The generative AI results of the past year straddle the invention/discovery divide -- I've seen snarky internet takes recently along the lines of "why are tech bros solving art and poetry instead of our tedious labor", but what people not clued into the field don't get is that:

(a) This generative stuff is easier specifically because it doesn't have to interact with the real world. It's just data manipulation, there's a ton of it to learn from, and it's basically ok if a lady in a picture has six fingers or if the poem you generated has an incorrect meter on line 8. IRL interactions are harder to get data on, and nobody wants their bulldozer AI to hallucinate that the building next door is part of what needs to be demolished.

(b) These generative tools can exist precisely because there is regular statistical structure in (art/language/music). It takes some work to capture it, but it's the information's structure itself that enables, e.g., cloning a voice from a few seconds of recordings. Making research that exposes that fact taboo just means that actors who exploit it anyway will have a bigger advantage in abusing it.
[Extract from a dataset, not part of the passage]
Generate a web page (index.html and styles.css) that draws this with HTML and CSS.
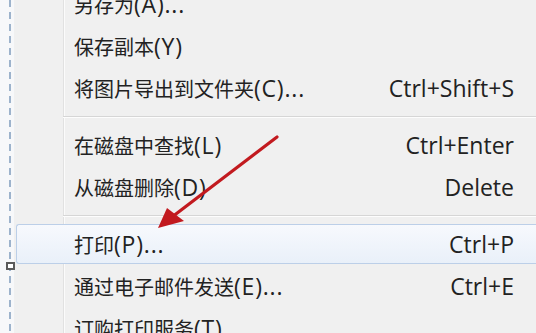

It can also help to understand where a line of research comes from -- in VALL-E's case, it's an outgrowth of research into neural audio compression, an area with very clear advantages for information technology. If one starts shipping that technology and parts of it can be used for few-shot cloning of others' voices, it seems better that we're all aware of the fact.

1 comments

Imo theres also a problem with solving "tedious labor" in that you will start displacing workers with automation at a rate the employment market cannot compensate for.